▶ _WORK TO COMPLETE_
From the entries below, reproduce exactly the line containing "The picture is", the line containing "const rule = '-'.repeat(39);", and every line in between, with nothing added.

start

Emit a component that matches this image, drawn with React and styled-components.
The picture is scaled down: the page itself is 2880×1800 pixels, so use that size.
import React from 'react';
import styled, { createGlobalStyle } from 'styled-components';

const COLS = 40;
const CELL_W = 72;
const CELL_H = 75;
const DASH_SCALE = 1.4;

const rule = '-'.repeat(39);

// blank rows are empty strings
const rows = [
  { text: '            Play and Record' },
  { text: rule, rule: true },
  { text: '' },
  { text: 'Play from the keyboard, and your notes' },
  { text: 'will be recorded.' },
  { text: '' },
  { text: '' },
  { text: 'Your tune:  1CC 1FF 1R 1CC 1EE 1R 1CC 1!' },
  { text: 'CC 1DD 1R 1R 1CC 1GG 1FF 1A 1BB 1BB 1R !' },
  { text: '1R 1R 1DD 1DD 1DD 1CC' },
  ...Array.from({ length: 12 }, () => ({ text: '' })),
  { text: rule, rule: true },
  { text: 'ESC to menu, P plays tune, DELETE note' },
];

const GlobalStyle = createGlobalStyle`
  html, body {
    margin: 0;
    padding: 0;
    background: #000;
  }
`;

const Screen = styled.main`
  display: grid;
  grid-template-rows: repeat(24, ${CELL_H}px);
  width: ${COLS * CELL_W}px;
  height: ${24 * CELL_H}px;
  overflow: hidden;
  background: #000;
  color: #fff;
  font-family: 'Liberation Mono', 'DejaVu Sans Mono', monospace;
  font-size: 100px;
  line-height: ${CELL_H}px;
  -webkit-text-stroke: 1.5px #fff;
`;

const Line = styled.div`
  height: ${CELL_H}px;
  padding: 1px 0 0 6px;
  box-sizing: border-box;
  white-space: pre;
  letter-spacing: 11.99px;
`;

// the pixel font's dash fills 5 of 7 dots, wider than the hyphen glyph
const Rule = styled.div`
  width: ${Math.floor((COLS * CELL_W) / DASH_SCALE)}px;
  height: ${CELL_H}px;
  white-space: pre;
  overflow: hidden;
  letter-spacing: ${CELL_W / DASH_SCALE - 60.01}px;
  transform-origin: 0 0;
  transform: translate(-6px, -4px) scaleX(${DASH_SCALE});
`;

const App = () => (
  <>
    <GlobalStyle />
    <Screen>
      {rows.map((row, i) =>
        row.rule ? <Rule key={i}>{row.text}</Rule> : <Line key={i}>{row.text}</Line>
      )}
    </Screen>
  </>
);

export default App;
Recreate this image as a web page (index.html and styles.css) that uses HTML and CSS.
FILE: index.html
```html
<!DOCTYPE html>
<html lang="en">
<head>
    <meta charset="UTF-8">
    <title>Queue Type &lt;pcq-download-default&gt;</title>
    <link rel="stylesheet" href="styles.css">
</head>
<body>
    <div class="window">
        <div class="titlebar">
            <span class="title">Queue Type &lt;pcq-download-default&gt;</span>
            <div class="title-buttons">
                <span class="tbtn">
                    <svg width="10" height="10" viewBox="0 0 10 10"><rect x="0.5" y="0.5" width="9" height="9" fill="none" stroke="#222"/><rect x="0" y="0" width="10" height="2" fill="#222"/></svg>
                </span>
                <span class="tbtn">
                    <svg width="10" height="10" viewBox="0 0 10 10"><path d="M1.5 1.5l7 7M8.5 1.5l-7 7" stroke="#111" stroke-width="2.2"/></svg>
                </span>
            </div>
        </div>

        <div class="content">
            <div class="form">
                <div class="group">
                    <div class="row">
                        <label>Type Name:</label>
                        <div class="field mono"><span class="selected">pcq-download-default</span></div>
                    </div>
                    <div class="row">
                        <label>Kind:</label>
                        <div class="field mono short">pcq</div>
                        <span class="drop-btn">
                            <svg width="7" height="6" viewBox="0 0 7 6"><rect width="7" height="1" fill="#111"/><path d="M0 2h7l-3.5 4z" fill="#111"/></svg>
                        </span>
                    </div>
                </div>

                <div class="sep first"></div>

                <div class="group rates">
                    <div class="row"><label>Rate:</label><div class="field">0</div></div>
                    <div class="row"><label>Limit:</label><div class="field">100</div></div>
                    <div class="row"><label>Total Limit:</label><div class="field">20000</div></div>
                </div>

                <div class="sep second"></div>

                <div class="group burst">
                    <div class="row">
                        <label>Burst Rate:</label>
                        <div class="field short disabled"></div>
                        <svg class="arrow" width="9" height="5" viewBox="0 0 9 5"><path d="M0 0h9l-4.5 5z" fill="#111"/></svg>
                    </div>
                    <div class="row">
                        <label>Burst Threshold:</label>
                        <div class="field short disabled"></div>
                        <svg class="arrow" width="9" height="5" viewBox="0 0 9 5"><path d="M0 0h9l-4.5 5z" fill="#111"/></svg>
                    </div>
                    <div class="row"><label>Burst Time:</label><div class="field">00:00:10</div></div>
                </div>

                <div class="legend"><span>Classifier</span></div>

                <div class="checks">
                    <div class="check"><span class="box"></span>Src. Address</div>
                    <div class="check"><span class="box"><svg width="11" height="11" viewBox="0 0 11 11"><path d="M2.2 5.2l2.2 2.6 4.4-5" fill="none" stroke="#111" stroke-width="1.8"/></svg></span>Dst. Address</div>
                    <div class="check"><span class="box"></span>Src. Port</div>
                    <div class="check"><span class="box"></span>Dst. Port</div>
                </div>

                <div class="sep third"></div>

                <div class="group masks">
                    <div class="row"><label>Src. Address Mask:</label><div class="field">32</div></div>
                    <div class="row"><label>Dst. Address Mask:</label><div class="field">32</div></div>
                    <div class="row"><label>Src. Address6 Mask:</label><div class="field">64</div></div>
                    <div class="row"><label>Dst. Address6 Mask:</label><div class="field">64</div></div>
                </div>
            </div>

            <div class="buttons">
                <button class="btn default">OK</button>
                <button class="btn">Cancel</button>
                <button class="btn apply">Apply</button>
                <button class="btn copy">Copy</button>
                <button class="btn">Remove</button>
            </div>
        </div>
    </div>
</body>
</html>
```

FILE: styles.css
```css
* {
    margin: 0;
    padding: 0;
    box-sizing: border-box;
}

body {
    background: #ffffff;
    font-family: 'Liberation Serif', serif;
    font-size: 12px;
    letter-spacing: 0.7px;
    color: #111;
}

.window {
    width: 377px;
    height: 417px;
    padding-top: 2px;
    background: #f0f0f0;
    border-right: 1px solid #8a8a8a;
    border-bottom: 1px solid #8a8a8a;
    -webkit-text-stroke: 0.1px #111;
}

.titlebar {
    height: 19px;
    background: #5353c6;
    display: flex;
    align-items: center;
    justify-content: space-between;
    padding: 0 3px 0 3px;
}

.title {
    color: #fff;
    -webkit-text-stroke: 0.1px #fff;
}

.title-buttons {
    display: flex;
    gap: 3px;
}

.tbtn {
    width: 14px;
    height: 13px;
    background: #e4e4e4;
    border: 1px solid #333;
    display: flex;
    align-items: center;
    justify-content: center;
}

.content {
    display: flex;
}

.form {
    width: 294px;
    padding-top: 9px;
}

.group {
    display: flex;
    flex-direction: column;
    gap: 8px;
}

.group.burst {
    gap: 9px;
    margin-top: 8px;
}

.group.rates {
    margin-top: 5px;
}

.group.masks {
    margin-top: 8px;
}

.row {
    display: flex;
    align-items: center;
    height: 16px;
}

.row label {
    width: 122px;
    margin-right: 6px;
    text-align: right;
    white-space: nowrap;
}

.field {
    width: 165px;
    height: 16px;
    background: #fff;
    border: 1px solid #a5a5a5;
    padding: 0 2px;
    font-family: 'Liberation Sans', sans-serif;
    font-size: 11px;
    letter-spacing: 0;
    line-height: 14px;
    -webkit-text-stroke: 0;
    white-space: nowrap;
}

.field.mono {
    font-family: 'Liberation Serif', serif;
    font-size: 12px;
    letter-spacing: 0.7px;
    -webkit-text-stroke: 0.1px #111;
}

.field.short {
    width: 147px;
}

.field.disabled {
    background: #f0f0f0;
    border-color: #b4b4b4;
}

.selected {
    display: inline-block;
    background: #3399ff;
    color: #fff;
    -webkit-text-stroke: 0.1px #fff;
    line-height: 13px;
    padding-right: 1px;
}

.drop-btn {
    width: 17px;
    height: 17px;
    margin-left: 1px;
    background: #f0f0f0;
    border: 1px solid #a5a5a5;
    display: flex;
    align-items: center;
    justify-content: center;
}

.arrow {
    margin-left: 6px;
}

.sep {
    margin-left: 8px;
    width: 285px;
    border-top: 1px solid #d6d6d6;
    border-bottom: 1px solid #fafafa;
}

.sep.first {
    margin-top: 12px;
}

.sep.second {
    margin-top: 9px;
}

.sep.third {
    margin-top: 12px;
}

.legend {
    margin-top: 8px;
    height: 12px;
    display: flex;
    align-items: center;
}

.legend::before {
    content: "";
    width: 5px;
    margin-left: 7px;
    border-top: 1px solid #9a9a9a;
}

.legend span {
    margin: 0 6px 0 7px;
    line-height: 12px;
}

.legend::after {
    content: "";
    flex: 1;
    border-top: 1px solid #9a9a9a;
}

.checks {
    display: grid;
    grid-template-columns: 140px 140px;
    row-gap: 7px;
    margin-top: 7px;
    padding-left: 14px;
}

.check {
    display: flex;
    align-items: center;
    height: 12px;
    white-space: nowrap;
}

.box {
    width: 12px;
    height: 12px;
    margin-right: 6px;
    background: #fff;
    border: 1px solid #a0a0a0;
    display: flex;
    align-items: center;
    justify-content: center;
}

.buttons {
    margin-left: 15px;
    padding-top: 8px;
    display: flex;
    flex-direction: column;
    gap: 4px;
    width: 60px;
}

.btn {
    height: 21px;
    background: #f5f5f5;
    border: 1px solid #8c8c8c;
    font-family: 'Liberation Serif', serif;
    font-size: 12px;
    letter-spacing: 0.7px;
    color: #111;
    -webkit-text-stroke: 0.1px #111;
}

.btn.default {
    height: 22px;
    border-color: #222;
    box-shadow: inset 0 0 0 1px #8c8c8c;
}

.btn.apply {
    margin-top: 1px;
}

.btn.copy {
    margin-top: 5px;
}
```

end

▶ _CORRECT ANSWER_
The picture is scaled down: the page itself is 2880×1800 pixels, so use that size.
import React from 'react';
import styled, { createGlobalStyle } from 'styled-components';

const COLS = 40;
const CELL_W = 72;
const CELL_H = 75;
const DASH_SCALE = 1.4;

const rule = '-'.repeat(39);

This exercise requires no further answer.